Imagine two documents about fruits:

#### Document 1:
- Mentions "apple" 3 times.

#### Document 2:
- Mentions "apple" 15 times.

#### With $k_1 = 1.5$:
- For Document 1:
  $$
  \text{TF factor} = \frac{3}{3 + 1.5} = \frac{3}{4.5} \approx 0.67
  $$
- For Document 2:
  $$
  \text{TF factor} = \frac{15}{15 + 1.5} = \frac{15}{16.5} \approx 0.91
  $$

Notice that the jump from 3 to 15 repetitions increases the score, but **not proportionally**.

#### With $k_1 = 0.5$:
- For Document 1:
  $$
  \text{TF factor} = \frac{3}{3 + 0.5} = \frac{3}{3.5} \approx 0.86
  $$
- For Document 2:
  $$
  \text{TF factor} = \frac{15}{15 + 0.5} = \frac{15}{15.5} \approx 0.97
  $$

With a smaller $k_1$, the effect of term frequency is further reduced, and the scores for the two documents become closer.

---

### Key Takeaways:
1. $f(t, d)$:  
   Measures how important a term is in a document based on its frequency.
   
2. $k_1$:  
   Smooths out the impact of $f(t, d)$, ensuring that term frequency doesn’t dominate the scoring process excessively.

3. **Together:**  
   BM25 balances relevance:
   - Accounts for frequency when a term appears a few times.
   - Dampens the effect when the term is repeated excessively.

## Code Implementation

In [9]:
from rank_bm25 import BM25Okapi

corpus = [
    "Apple Apple Banana",
    "Banana Mango Banana",
    "Cherry Cherry Cherry",
    "Grapes Grapes Berries Grapes",
    "Apple Banana Mango",
    "Blueberries Strawberries Apple",
    "Apple Banana Mango",
    "Grapes Grapes Grapes",
    "Blueberries Apple Strawberries",
    "Apple Banana Apple",
    "Cherry Cherry Mango Cherry",
    "Blueberries Strawberries Cherry",
]
tokenized_corpus = [doc.lower().split(" ") for doc in corpus]
bm25 = BM25Okapi(tokenized_corpus)

query = "banana mango"
tokenized_query = query.lower().split(" ")

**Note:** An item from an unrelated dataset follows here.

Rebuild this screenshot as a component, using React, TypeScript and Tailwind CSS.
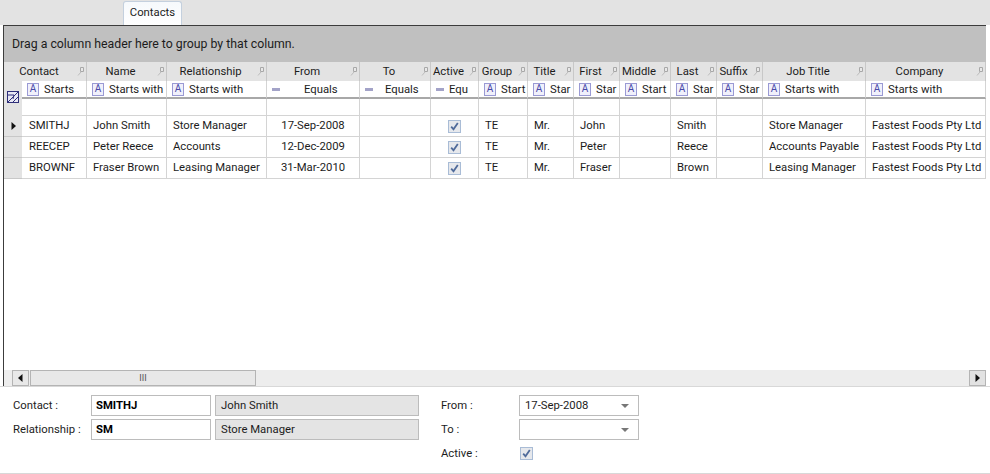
import React from "react"

const cols = "grid-cols-[18px_65px_80px_100px_93px_71px_48px_49px_46px_46px_51px_46px_46px_103px_120px]"

type Col = { title: string; filter: string; kind: "text" | "eq"; gap?: string }

const columns: Col[] = [
  { title: "Contact", filter: "Starts", kind: "text" },
  { title: "Name", filter: "Starts with", kind: "text" },
  { title: "Relationship", filter: "Starts with", kind: "text" },
  { title: "From", filter: "Equals", kind: "eq", gap: "ml-[19px]" },
  { title: "To", filter: "Equals", kind: "eq", gap: "ml-[7px]" },
  { title: "Active", filter: "Equ", kind: "eq" },
  { title: "Group", filter: "Start", kind: "text" },
  { title: "Title", filter: "Star", kind: "text" },
  { title: "First", filter: "Star", kind: "text" },
  { title: "Middle", filter: "Start", kind: "text" },
  { title: "Last", filter: "Star", kind: "text" },
  { title: "Suffix", filter: "Star", kind: "text" },
  { title: "Job Title", filter: "Starts with", kind: "text" },
  { title: "Company", filter: "Starts with", kind: "text" },
]

const rows = [
  ["SMITHJ", "John Smith", "Store Manager", "17-Sep-2008", "", true, "TE", "Mr.", "John", "", "Smith", "", "Store Manager", "Fastest Foods Pty Ltd"],
  ["REECEP", "Peter Reece", "Accounts", "12-Dec-2009", "", true, "TE", "Mr.", "Peter", "", "Reece", "", "Accounts Payable", "Fastest Foods Pty Ltd"],
  ["BROWNF", "Fraser Brown", "Leasing Manager", "31-Mar-2010", "", true, "TE", "Mr.", "Fraser", "", "Brown", "", "Leasing Manager", "Fastest Foods Pty Ltd"],
]

function Pin() {
  return (
    <svg width="7" height="9" viewBox="0 0 7 9" className="absolute right-[2px] top-[5px]">
      <path d="M3.5 0.5h3v4h-3z" fill="#e8e8e8" stroke="#a8a8a8" strokeWidth="1" />
      <path d="M4 5L1 8.5" stroke="#bcbcbc" strokeWidth="1" />
    </svg>
  )
}

function CheckMark() {
  return (
    <svg width="13" height="13" viewBox="0 0 13 13" className="block">
      <rect x="0.5" y="0.5" width="12" height="12" fill="#e6e8ec" stroke="#a9bcd6" />
      <path d="M3.2 6.6l2.3 2.7L9.8 3" fill="none" stroke="#4f6a9a" strokeWidth="1.8" />
    </svg>
  )
}

function Caret({ dir }: { dir: "left" | "right" }) {
  return (
    <svg width="5" height="8" viewBox="0 0 5 8">
      <path d={dir === "left" ? "M4.5 0v8L0 4z" : "M0.5 0v8L5 4z"} fill="#111" />
    </svg>
  )
}

function ClearFilterIcon() {
  return (
    <svg width="12" height="12" viewBox="0 0 12 12">
      <rect x="0.5" y="0.5" width="11" height="11" fill="#e8e8f4" stroke="#2f2f7a" />
      <path d="M1 11L11 1M6 11L11 6M1 4h6l-1 4" fill="none" stroke="#2f2f7a" strokeWidth="1" />
    </svg>
  )
}

function FilterOp({ kind }: { kind: Col["kind"] }) {
  if (kind === "eq") return <span className="h-[3px] w-[8px] shrink-0 bg-[#a3a3c8]" />
  return (
    <span className="flex h-[13px] w-[12px] shrink-0 items-center justify-center border border-[#9a9ad4] bg-[#f0f0fb] text-[10px] leading-none text-[#4848a8]">
      A
    </span>
  )
}

function Field({ value, bold, readOnly, width }: { value: string; bold?: boolean; readOnly?: boolean; width: string }) {
  return (
    <div
      className={`flex h-[21px] items-center border border-[#bcbcbc] pl-[4px] pt-[1px] ${width} ${bold ? "font-bold text-black" : ""} ${
        readOnly ? "bg-[#e4e4e4] pl-[5px]" : "bg-white"
      }`}
    >
      {value}
    </div>
  )
}

function Combo({ value }: { value: string }) {
  return (
    <div className="flex h-[21px] w-[120px] items-center justify-between border border-[#bcbcbc] bg-white pl-[5px] pr-[9px] pt-[1px]">
      <span>{value}</span>
      <span className="h-0 w-0 border-x-[4px] border-t-[4px] border-x-transparent border-t-[#777]" />
    </div>
  )
}

export default function App() {
  return (
    <div className="flex h-[474px] w-[990px] flex-col overflow-hidden bg-white font-['Roboto',sans-serif] text-[11.3px] leading-none text-[#1c1c1c]">
      <div className="h-[25px] shrink-0 bg-[#e3e3e3] pl-[123px] pt-[1px]">
        <div className="flex h-[24px] w-[59px] items-center justify-center rounded-t-[3px] border border-b-0 border-[#c4d0de] bg-gradient-to-b from-[#f6f9fc] to-[#ffffff] pb-[2px]">
          Contacts
        </div>
      </div>

      <div className="ml-[3px] mr-[4px] flex h-[361px] shrink-0 flex-col border-l border-t border-l-[#3c3c3c] border-t-[#3c3c3c]">
        <div className="flex h-[36px] shrink-0 items-center bg-[#c0c0c0] pl-[8px] text-[12.3px]">Drag a column header here to group by that column.</div>

        <div className={`grid h-[19px] shrink-0 ${cols} bg-[#e3e3e3]`}>
          {columns.map((col, i) => (
            <div
              key={col.title}
              className={`relative flex items-center justify-center border-r border-[#c8c8c8] pr-[12px] ${i === 0 ? "col-span-2" : ""}`}
            >
              {col.title}
              <Pin />
            </div>
          ))}
        </div>

        <div className={`grid h-[35px] shrink-0 ${cols} grid-rows-[18px_17px]`}>
          <div className="row-span-2 flex items-center justify-center bg-[#e3e3e3] pb-[4px]">
            <ClearFilterIcon />
          </div>
          {columns.map((col) => (
            <div key={col.title} className="flex items-center gap-[5px] overflow-hidden border-b-2 border-r border-b-[#a8a8a8] border-r-[#d4d4d4] pl-[5px]">
              <FilterOp kind={col.kind} />
              <span className={`whitespace-nowrap pt-[2px] ${col.gap ?? ""}`}>{col.filter}</span>
            </div>
          ))}
          {columns.map((col) => (
            <div key={col.title} className="border-b border-r border-[#d4d4d4]" />
          ))}
        </div>

        {rows.map((row, r) => (
          <div key={r} className={`grid h-[21px] shrink-0 ${cols}`}>
            <div className="flex items-center justify-center border-b border-[#c8c8c8] bg-[#e3e3e3]">{r === 0 && <Caret dir="right" />}</div>
            {row.map((cell, c) => (
              <div
                key={c}
                className={`flex items-center whitespace-nowrap border-b border-r border-[#d4d4d4] ${
                  c === 3 || c === 5 ? "justify-center" : c === 0 ? "pl-[7px]" : "pl-[6px]"
                }`}
              >
                {cell === true ? <CheckMark /> : cell}
              </div>
            ))}
          </div>
        ))}

        <div className="flex-1" />

        <div className="flex h-[16px] shrink-0 bg-[#ededed] pl-[8px]">
          <div className="flex w-[17px] items-center justify-center border border-[#b4b4b4] bg-[#e8e8e8]">
            <Caret dir="left" />
          </div>
          <div className="ml-[1px] flex w-[226px] items-center justify-center border border-[#b4b4b4] bg-[#e8e8e8] text-[9px] text-[#555]">
            III
          </div>
          <div className="flex-1" />
          <div className="flex w-[17px] items-center justify-center border border-[#b4b4b4] bg-[#e2e2e2]">
            <Caret dir="right" />
          </div>
        </div>
      </div>

      <div className="flex flex-1 border-y border-y-[#d8d8d8] pl-[13px] pt-[8px]">
        <div className="flex w-[428px] shrink-0 flex-col gap-[3px]">
          <div className="flex items-center">
            <span className="w-[78px] pt-[1px]">Contact :</span>
            <Field value="SMITHJ" bold width="w-[120px]" />
            <span className="w-[4px]" />
            <Field value="John Smith" readOnly width="w-[204px]" />
          </div>
          <div className="flex items-center">
            <span className="w-[78px] pt-[1px]">Relationship :</span>
            <Field value="SM" bold width="w-[120px]" />
            <span className="w-[4px]" />
            <Field value="Store Manager" readOnly width="w-[204px]" />
          </div>
        </div>
        <div className="flex flex-col gap-[3px]">
          <div className="flex items-center">
            <span className="w-[78px] pt-[1px]">From :</span>
            <Combo value="17-Sep-2008" />
          </div>
          <div className="flex items-center">
            <span className="w-[78px] pt-[1px]">To :</span>
            <Combo value="" />
          </div>
          <div className="flex h-[21px] items-center">
            <span className="w-[79px] pt-[1px]">Active :</span>
            <CheckMark />
          </div>
        </div>
      </div>
    </div>
  )
}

doc_scores = bm25.get_scores(tokenized_query)
print(doc_scores)

docs = bm25.get_top_n(tokenized_query, tokenized_corpus, n=5)
docs

[0.3176789  1.10212021 0.         0.         0.96909597 0.
 0.96909597 0.         0.         0.3176789  0.56864878 0.        ]


[['banana', 'mango', 'banana'],
 ['apple', 'banana', 'mango'],
 ['apple', 'banana', 'mango'],
 ['cherry', 'cherry', 'mango', 'cherry'],
 ['apple', 'banana', 'apple']]

### BM25 from scratch

In [None]:
import math
from collections import Counter


class BM25:
    def __init__(self, corpus: list[list[str]], k1: float = 1.2, b: float = 0.75):
        self.corpus = corpus
        self.k1 = k1
        self.b = b
        self.N = len(corpus)
        self.avg_dl = None

        self.nd, self.document_frequencies = self.initialize(self.corpus)
        self.idf = self.calculate_idf(self.nd)

    def initialize(self, corpus):
        nd = {}
        document_frequencies = []
        total_doc_len = 0
        for doc in corpus:
            total_doc_len += len(doc)
            document_frequencies.append(dict(Counter(doc)))
            for term in set(doc):
                if term not in nd:
                    nd[term] = 1
                else: 
                    nd[term] += 1

        self.avg_dl = total_doc_len / self.N
        return nd, document_frequencies

    def calculate_idf(self, nd):
        idf = {}
        for term in nd:
            idf[term] = math.log((self.N - nd[term] + 0.5) / (nd[term] + 0.5) + 1)

        return idf
    
    def get_scores(self, query: list[str]):
        for q in query:
            idf_q = self.idf[q]
            f_q = self.document_frequencies


bm25 = BM25(tokenized_corpus)
print(bm25.nd)
print(bm25.avg_dl)
print(bm25.document_frequencies)

{'banana': 5, 'apple': 6, 'mango': 4, 'cherry': 3, 'grapes': 2, 'berries': 1, 'blueberries': 3, 'strawberries': 3}
3.1666666666666665
[{'apple': 2, 'banana': 1}, {'banana': 2, 'mango': 1}, {'cherry': 3}, {'grapes': 3, 'berries': 1}, {'apple': 1, 'banana': 1, 'mango': 1}, {'blueberries': 1, 'strawberries': 1, 'apple': 1}, {'apple': 1, 'banana': 1, 'mango': 1}, {'grapes': 3}, {'blueberries': 1, 'apple': 1, 'strawberries': 1}, {'apple': 2, 'banana': 1}, {'cherry': 3, 'mango': 1}, {'blueberries': 1, 'strawberries': 1, 'cherry': 1}]